Barbara Hackman Franklin has had an impressive career. The former U.S. Secretary of Commerce is a respected advocate and advisor to American companies doing business in international markets, notably China. She has been a director of 14 companies during her 25 years of service on corporate boards. Currently, she is a director at Aetna and Dow Chemical. In addition, she serves as the chairman of the National Association of Corporate Directors, the independent, non-profit organization whose 10,000 members represent the boards of companies from the Fortune 50 to smaller public companies, private companies, private companies, and nonprofit organizations.
In her opinion article in this week’s Agenda, Franklin calls her fellow directors to action. “We, as directors, should simply step up to the new environment. Directors must demonstrate that we can make corporate governance more effective to serve the company and other stakeholders. I truly believe that more effective governance and more vigilance on our part can contribute significantly to a company’s better financial and ethical performance.”
She goes on to describe the two broad areas: one in directors rededicating themselves to understanding the companies they serve while renewing their own commitment to “integrity, good judgment, excellence and the courage to hold ourselves and company management to the highest standards.”
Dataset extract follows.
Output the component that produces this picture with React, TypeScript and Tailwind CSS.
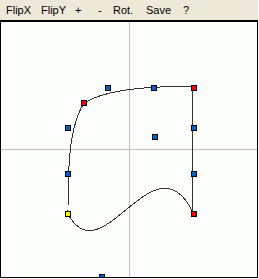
import React from 'react';

const items = [
  { label: 'FlipX', w: 'w-[35px]' },
  { label: 'FlipY', w: 'w-[34px]' },
  { label: '+', w: 'w-[23px]' },
  { label: '-', w: 'w-[15px]' },
  { label: 'Rot.', w: 'w-[33px]' },
  { label: 'Save', w: 'w-[37px]' },
  { label: '?', w: 'w-[20px]' },
];

// handles in canvas coordinates (inner area, origin at top-left inside border)
const handles: { x: number; y: number; fill: string }[] = [
  { x: 107, y: 66, fill: '#0062cc' },
  { x: 153, y: 66, fill: '#0062cc' },
  { x: 193, y: 66, fill: '#ff0000' },
  { x: 83, y: 81, fill: '#ff0000' },
  { x: 67, y: 106, fill: '#0062cc' },
  { x: 154, y: 115, fill: '#0062cc' },
  { x: 193, y: 106, fill: '#0062cc' },
  { x: 67, y: 152, fill: '#0062cc' },
  { x: 193, y: 152, fill: '#0062cc' },
  { x: 67, y: 192, fill: '#ffff00' },
  { x: 193, y: 192, fill: '#ff0000' },
  { x: 101, y: 255, fill: '#0062cc' },
];

export default function App() {
  return (
    <div className="w-[258px] flex flex-col font-['Liberation_Sans',sans-serif]">
      <div className="h-[20px] bg-[#ece9d8] flex items-center pl-[6px] text-[11px] text-black">
        {items.map((it) => (
          <span key={it.label} className={`${it.w} shrink-0`}>{it.label}</span>
        ))}
      </div>
      <div className="h-[258px] border border-t-2 border-black bg-[#fbfefb] overflow-hidden">
        <svg width="256" height="255" viewBox="0 0 256 255" className="block">
          <line x1="128.5" y1="0" x2="128.5" y2="255" stroke="#c0c0c0" strokeWidth="1" />
          <line x1="0" y1="127.5" x2="256" y2="127.5" stroke="#c0c0c0" strokeWidth="1" />
          <path
            d="M 83 81 C 107 66, 153 64, 191.5 64.5 L 191.5 189.5 C 153 113, 101 255, 67 192 C 67 152, 67 106, 83 81 Z"
            fill="none"
            stroke="#333333"
            strokeWidth="1"
            shapeRendering="crispEdges"
          />
          {handles.map((h, i) => (
            <rect
              key={i}
              x={h.x - 2.5}
              y={h.y - 2.5}
              width="5"
              height="5"
              fill={h.fill}
              stroke="#000"
              strokeWidth="1"
            />
          ))}
        </svg>
      </div>
    </div>
  );
}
Second, she advises directors to reevaluate how well board members work together as a group and whether the group works constructively with the CEO. And, if something needs fixing, “fix it.”
The world has changed and boards need to step up, not complain about government involvement or the fact that shareholders have achieved power that boards must recognize and accommodate to make private enterprise better.
“We as directors have a responsibility to roll up our sleeves, do our jobs better and prove that private sector solutions remain the best way for American business to operate.”
She urges directors to accept the NACD’s principles for strengthening governance.
You will find that the 10th principle is shareholder communication, “Governance structures and practices should dbe designed to encourage communication with shareholders.”
As Franklin says, it’s time for directors to make the changes necessary to bring value to the companies they oversee and the shareholders they represent.